His owner fed him figs and scratched his face, so it seemed like beach day was probably better than farm day for Mr. Donkey. Later I kept saying I bought figs from a donkey, although said donkey clearly has no opposable thumbs and couldn't possibly count money or bag up my figs.
From a distance- looking good, Durres beach!
We took a break at the cafe and then went for another swim before calling it a day around 2 p.m.- 5 hours felt like plenty of time to soak in this particular beach. All in all, it was a fantastic day and I was definitely glad we went. We got out of the city, we explored the beach options, we had great company, and it was a dirt cheap day out (for breakfast, transport there and back, lunch, snacks, and my portion of the beach fees I spent less than 1,000 leke/ $10 USD). Speaking of dirt- I was incredibly dirty after the beach. Not just normal salty skin beach day dirty, but thin layer of oily grime dirty. When I took a shower that night, the water coursing off of me was a dark brown- hey, I'm just being honest so you know what to expect if you go for a dip in Durres. I don't think I care about swimming in Durres again, but I would love to go back to explore the city proper, and maybe even just to hang out on the shore in a lounge chair and watch the waves roll in.
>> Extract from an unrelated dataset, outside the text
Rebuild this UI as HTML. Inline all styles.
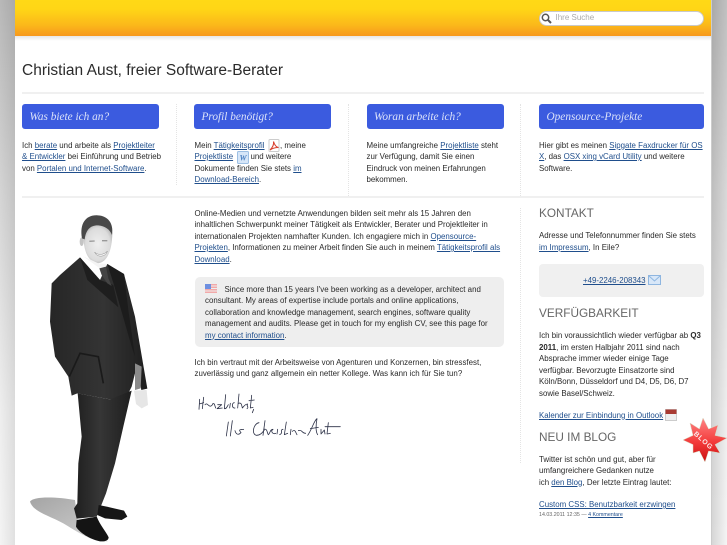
<!DOCTYPE html>
<html lang="de"><head><meta charset="utf-8"><title>Christian Aust</title>
<style>
html,body{margin:0;padding:0;background:#fff}
#p{position:relative;width:727px;height:545px;overflow:hidden;background:#fff;font-family:"Liberation Sans",sans-serif;color:#222}
.a{position:absolute}
.t{position:absolute;font-size:7.9px;line-height:11.5px;white-space:nowrap;color:#2a2a2a}
a{color:#1f4e8c;text-decoration:underline}
.b{position:absolute;top:104px;height:25px;background:#3b5bdf;border-radius:3px;color:#dbe2fa;font:italic 11.3px/27px "Liberation Serif",serif;padding-left:7.5px;box-sizing:border-box}
.h{position:absolute;left:539px;font-size:11.8px;line-height:14px;color:#666;white-space:nowrap}
.hr{position:absolute;left:22px;width:682px;height:2px;background:#f0f0f0}
.v{position:absolute;width:0;border-left:1px dotted #e4e4e4}
</style></head><body><div id="p">
<div class="a" style="left:0;top:0;width:15px;height:545px;background:linear-gradient(90deg,rgba(0,0,0,0),rgba(0,0,0,.08)),linear-gradient(#b8b8b8,#d4d4d4 35%,#eee 75%,#f4f4f4);"></div>
<div class="a" style="left:711px;top:0;width:16px;height:545px;background:linear-gradient(270deg,rgba(0,0,0,0),rgba(0,0,0,.12)),linear-gradient(#c0c0c0,#d8d8d8 35%,#eee 75%,#f4f4f4);border-left:1px solid #ccc;box-sizing:border-box"></div>
<div class="a" style="left:15px;top:0;width:696px;height:36px;background:linear-gradient(#ffd916 0,#ffd616 25%,#fbb81a 70%,#f7981d 100%)"></div>
<div class="a" style="left:15px;top:36px;width:696px;height:5px;background:linear-gradient(#e6e6e6,#fff)"></div>
<div class="a" style="left:539px;top:11px;width:165px;height:15px;box-sizing:border-box;background:#fff;border:1px solid #c9c9c9;border-radius:8px"></div>
<svg class="a" style="left:540px;top:12px" width="14" height="13" viewBox="0 0 14 13"><circle cx="5.5" cy="5.5" r="3.2" fill="none" stroke="#555" stroke-width="1.5"/><path d="M8 8l3 3" stroke="#555" stroke-width="2"/></svg>
<div class="t" style="left:555.5px;top:12px;color:#aaa;font-size:8px">Ihre Suche</div>

<div class="a" style="left:22px;top:62px;font-size:15.5px;line-height:18px;color:#2b2b2b;white-space:nowrap">Christian Aust, freier Software-Berater</div>
<div class="hr" style="top:92px"></div>
<div class="hr" style="top:196px"></div>

<div class="b" style="left:22px;width:137px">Was biete ich an?</div>
<div class="b" style="left:194px;width:137px">Profil benötigt?</div>
<div class="b" style="left:366.500px;width:137px">Woran arbeite ich?</div>
<div class="b" style="left:539px;width:165px">Opensource-Projekte</div>
<div class="v" style="left:176px;top:104px;height:81px"></div>
<div class="v" style="left:348px;top:104px;height:92px"></div>
<div class="v" style="left:520px;top:104px;height:92px"></div>
<div class="v" style="left:520px;top:208px;height:255px"></div>

<div class="t" style="left:22px;top:139.500px">Ich <a>berate</a> und arbeite als <a>Projektleiter</a></div>
<div class="t" style="left:22px;top:151px"><a>&amp; Entwickler</a> bei Einführung und Betrieb</div>
<div class="t" style="left:22px;top:162.500px">von <a>Portalen und Internet-Software</a>.</div>

<div class="t" style="left:194.500px;top:139.500px">Mein <a>Tätigkeitsprofil</a></div>
<div class="t" style="left:280px;top:139.500px">, meine</div>
<svg class="a" style="left:268px;top:139px" width="12" height="13" viewBox="0 0 12 13"><rect x="1" y=".5" width="10" height="12" rx="1" fill="#fff" stroke="#ccc"/><path d="M2 11C5 8 6 5 5.500 2.500 6.500 6 8 8 10.500 8.500 7 8.500 4 9.500 2 11z" fill="none" stroke="#d8402f" stroke-width="1.100"/></svg>
<div class="t" style="left:194.500px;top:151px"><a>Projektliste</a></div>
<svg class="a" style="left:236.500px;top:150.500px" width="12" height="13" viewBox="0 0 12 13"><rect x=".5" y=".5" width="11" height="12" rx="1" fill="#d6e6f8" stroke="#9dbfe3"/><text x="2.500" y="9.500" font-family="Liberation Serif" font-style="italic" font-weight="bold" font-size="8" fill="#4a7fc0">W</text></svg>
<div class="t" style="left:250.500px;top:151px">und weitere</div>
<div class="t" style="left:194.500px;top:162.500px">Dokumente finden Sie stets <a>im</a></div>
<div class="t" style="left:194.500px;top:174px"><a>Download-Bereich</a>.</div>

<div class="t" style="left:366.500px;top:139.500px">Meine umfangreiche <a>Projektliste</a> steht</div>
<div class="t" style="left:366.500px;top:151px">zur Verfügung, damit Sie einen</div>
<div class="t" style="left:366.500px;top:162.500px">Eindruck von meinen Erfahrungen</div>
<div class="t" style="left:366.500px;top:174px">bekommen.</div>

<div class="t" style="left:539px;top:139.500px">Hier gibt es meinen <a>Sipgate Faxdrucker für OS</a></div>
<div class="t" style="left:539px;top:151px"><a>X</a>, das <a>OSX xing vCard Utility</a> und weitere</div>
<div class="t" style="left:539px;top:162.500px">Software.</div>

<svg class="a" style="left:0;top:200px" width="190" height="345" viewBox="0 0 570 1035">
<defs><linearGradient id="sh" x1="0" y1="0" x2="1" y2="1"><stop offset="0" stop-color="#a4a4a4"/><stop offset=".6" stop-color="#c0c0c0"/><stop offset="1" stop-color="#ececec"/></linearGradient>
<linearGradient id="su" x1="0" y1="0" x2="1" y2="0"><stop offset="0" stop-color="#262626"/><stop offset=".55" stop-color="#343434"/><stop offset="1" stop-color="#1e1e1e"/></linearGradient>
<linearGradient id="pa" x1="0" y1="0" x2="1" y2="0"><stop offset="0" stop-color="#1e1e1e"/><stop offset=".45" stop-color="#363636"/><stop offset="1" stop-color="#1e1e1e"/></linearGradient>
<radialGradient id="fa" cx=".5" cy=".5" r=".6"><stop offset="0" stop-color="#efefef"/><stop offset=".7" stop-color="#dcdcdc"/><stop offset="1" stop-color="#a8a8a8"/></radialGradient></defs>
<path d="M90 905C100 888 170 890 225 900L235 980 325 1025C280 1028 240 1000 190 970 150 948 98 935 90 905z" fill="url(#sh)"/>
<ellipse cx="245" cy="125" rx="6" ry="13" fill="#c4c4c4"/>
<path d="M250 100C250 150 262 185 293 190 322 188 336 150 337 100L330 75 260 75z" fill="url(#fa)"/>
<path d="M246 115C238 70 258 44 293 46 322 47 342 68 336 105 330 88 315 78 295 76 272 75 258 88 254 118z" fill="#484848"/>
<path d="M268 124l16-1M306 122l16 0" stroke="#999" stroke-width="4" fill="none"/>
<path d="M284 156C292 166 312 166 322 153 318 172 290 174 284 156z" fill="#fbfbfb" stroke="#888" stroke-width="1.500"/>
<path d="M248 168L298 204 334 256 324 192 295 190z" fill="#f4f4f4"/>
<path d="M240 172L300 240 322 192 372 222 405 350 442 566 424 570 410 500 395 560 380 590 330 598 232 580 215 587 205 530 165 470 150 365 155 250 180 225z" fill="url(#su)"/>
<path d="M240 172L262 240 355 322 340 255 300 240z" fill="#1e1e1e"/>
<path d="M322 192L342 255 395 440 405 470 385 330 372 222z" fill="#1c1c1c"/>
<path d="M298 205L318 200 325 235 335 258 322 250 305 225z" fill="#444"/>
<path d="M208 530L240 460 295 470 310 550" fill="none" stroke="#1a1a1a" stroke-width="5"/>
<path d="M405 490L425 500 422 565 405 570z" fill="#8a8a8a"/>
<path d="M402 572L440 570 444 615 425 625 408 612z" fill="#e6e6e6"/>
<path d="M233 580L330 598 395 572 370 680 345 790 318 880 300 925 290 950 230 956 222 925 232 910 235 790 245 710z" fill="url(#pa)"/>
<path d="M296 915L320 920 372 932 382 950 365 960 315 955 292 945z" fill="#161616"/>
<path d="M230 960L290 950C300 975 318 995 326 1012 325 1022 315 1025 300 1024 270 1018 238 998 228 980z" fill="#141414"/>
</svg>

<div class="t" style="left:194.500px;top:207.500px">Online-Medien und vernetzte Anwendungen bilden seit mehr als 15 Jahren den</div>
<div class="t" style="left:194.500px;top:219px">inhaltlichen Schwerpunkt meiner Tätigkeit als Entwickler, Berater und Projektleiter in</div>
<div class="t" style="left:194.500px;top:230.500px">internationalen Projekten namhafter Kunden. Ich engagiere mich in <a>Opensource-</a></div>
<div class="t" style="left:194.500px;top:242px"><a>Projekten</a>, Informationen zu meiner Arbeit finden Sie auch in meinem <a>Tätigkeitsprofil als</a></div>
<div class="t" style="left:194.500px;top:253.500px"><a>Download</a>.</div>

<div class="a" style="left:194.500px;top:276.500px;width:309px;height:70px;background:#eeeeee;border-radius:5px"></div>
<svg class="a" style="left:205px;top:284px" width="12" height="9" viewBox="0 0 12 9"><rect width="12" height="9" fill="#f2a9a9"/><path d="M0 2h12M0 4.500h12M0 7h12" stroke="#eee" stroke-width="1"/><rect width="6" height="5" fill="#6d8fe0"/></svg>
<div class="t" style="left:224.500px;top:283.500px">Since more than 15 years I've been working as a developer, architect and</div>
<div class="t" style="left:205px;top:295px">consultant. My areas of expertise include portals and online applications,</div>
<div class="t" style="left:205px;top:306.500px">collaboration and knowledge management, search engines, software quality</div>
<div class="t" style="left:205px;top:318px">management and audits. Please get in touch for my english CV, see this page for</div>
<div class="t" style="left:205px;top:329.500px"><a>my contact information</a>.</div>

<div class="t" style="left:194.500px;top:356.500px">Ich bin vertraut mit der Arbeitsweise von Agenturen und Konzernen, bin stressfest,</div>
<div class="t" style="left:194.500px;top:368px">zuverlässig und ganz allgemein ein netter Kollege. Was kann ich für Sie tun?</div>

<svg class="a" style="left:185px;top:380px" width="170" height="70" viewBox="0 0 510 210" fill="none" stroke="#2a2f45" stroke-width="2.400" stroke-linecap="round" stroke-linejoin="round">
<path d="M44 58L42 88M56 52L52 86M43 72L56 68M60 74C68 66 70 82 78 78 86 74 80 68 88 72L92 84M98 74L110 74 96 86 112 84"/>
<path d="M122 44L118 86C124 88 126 80 130 74M136 70L134 84M148 68C140 68 140 86 150 84M162 42L158 84M160 70C170 66 170 76 172 84 176 80 180 72 188 72 182 78 194 80 186 86M200 46L196 84 204 82M192 62L208 60M206 88L202 98"/>
<path d="M130 126L124 168M142 122L136 168M150 152C152 160 158 168 168 158 158 146 168 150 176 148"/>
<path d="M222 128C206 130 198 162 214 166 226 166 232 158 238 150M240 122L234 166M236 148C248 144 246 160 250 164 256 160 254 148 264 148 256 152 262 164 272 160M278 148L276 162M294 148C284 148 296 160 284 164M304 126L298 164 308 160M318 148L316 164M322 154C332 146 332 160 336 164M340 152C352 148 350 160 362 160"/>
<path d="M368 166C380 150 388 120 396 116 392 136 392 156 398 164M376 146L400 142M408 148L408 162 418 150 420 162M430 128L426 162 436 160M420 140L466 140"/>
</svg>

<div class="h" style="left:539px;top:206px">KONTAKT</div>
<div class="t" style="left:539px;top:230px">Adresse und Telefonnummer finden Sie stets</div>
<div class="t" style="left:539px;top:241.500px"><a>im Impressum</a>, In Eile?</div>
<div class="a" style="left:539px;top:264px;width:165px;height:33px;background:#f0f0f0;border-radius:4px"></div>
<div class="t" style="left:583px;top:274.500px"><a>+49-2246-208343</a></div>
<svg class="a" style="left:648px;top:275px" width="13" height="10" viewBox="0 0 13 10"><rect x=".5" y=".5" width="12" height="9" fill="#d8e7f8" stroke="#8fb6e0"/><path d="M1 1l5.500 5L12 1" fill="none" stroke="#8fb6e0"/></svg>
<div class="h" style="left:539px;top:306px">VERFÜGBARKEIT</div>
<div class="t" style="left:539px;top:330px">Ich bin voraussichtlich wieder verfügbar ab <b>Q3</b></div>
<div class="t" style="left:539px;top:341.500px"><b>2011</b>, im ersten Halbjahr 2011 sind nach</div>
<div class="t" style="left:539px;top:353px">Absprache immer wieder einige Tage</div>
<div class="t" style="left:539px;top:364.500px">verfügbar. Bevorzugte Einsatzorte sind</div>
<div class="t" style="left:539px;top:376px">Köln/Bonn, Düsseldorf und D4, D5, D6, D7</div>
<div class="t" style="left:539px;top:387.500px">sowie Basel/Schweiz.</div>
<div class="t" style="left:539px;top:409.500px"><a>Kalender zur Einbindung in Outlook</a></div>
<svg class="a" style="left:665px;top:409px" width="12" height="12" viewBox="0 0 12 12"><rect x=".5" y=".5" width="11" height="11" fill="#eee" stroke="#ccc"/><rect x=".5" y=".5" width="11" height="4.500" fill="#a83a32"/></svg>
<div class="h" style="left:539px;top:430px">NEU IM BLOG</div>
<div class="t" style="left:539px;top:453.500px">Twitter ist schön und gut, aber für</div>
<div class="t" style="left:539px;top:465px">umfangreichere Gedanken nutze</div>
<div class="t" style="left:539px;top:476.500px">ich <a>den Blog</a>, Der letzte Eintrag lautet:</div>
<div class="t" style="left:539px;top:499px"><a>Custom CSS: Benutzbarkeit erzwingen</a></div>
<div class="t" style="left:539px;top:510px;font-size:5.300px;color:#666">14.03.2011 12:35 — <a>4 Kommentare</a></div>

<svg class="a" style="left:682px;top:416px" width="45" height="48" viewBox="0 0 45 48">
<defs><linearGradient id="st" x1="0" y1="0" x2="0" y2="1"><stop offset="0" stop-color="#ff8585"/><stop offset=".55" stop-color="#f33a3a"/><stop offset="1" stop-color="#c91010"/></linearGradient></defs>
<path d="M21 2L26.600 13 36 9 33 19.400 45 22 33 28.600 38 37 26.600 35 23 46 17.400 35 11 37 11 28.600 1 24 11 19.400 8 7 17.400 13z" fill="url(#st)" stroke="#d8d8c0" stroke-width=".5"/>
<text x="22" y="27" text-anchor="middle" transform="rotate(42 22 24)" font-family="Liberation Sans" font-weight="bold" font-size="7" letter-spacing=".8" fill="#fbe8e8">BLOG</text>
</svg>
</div></body></html>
Verdict: I don't regret going at all because it was a fun weekend adventure, but I live here and have the luxury of a kooky weekend trip gone interestingly astray. If you're visiting Tirana and want a break from the city, get thee at least as far south as Vlora, or, of course, the well known and beautiful beaches of Saranda.

Sidenote: One of Tiara's students was telling her about a visit to Durres: "We went to Durres, but we swam in swimming pools because the water is too dirty." Teachers: we have lower cleanliness standards than first graders. 

Opinion: Water regulations and dumping laws are your friends, fellow Americans. Trust me. Quit bitching about environmental protections. Really.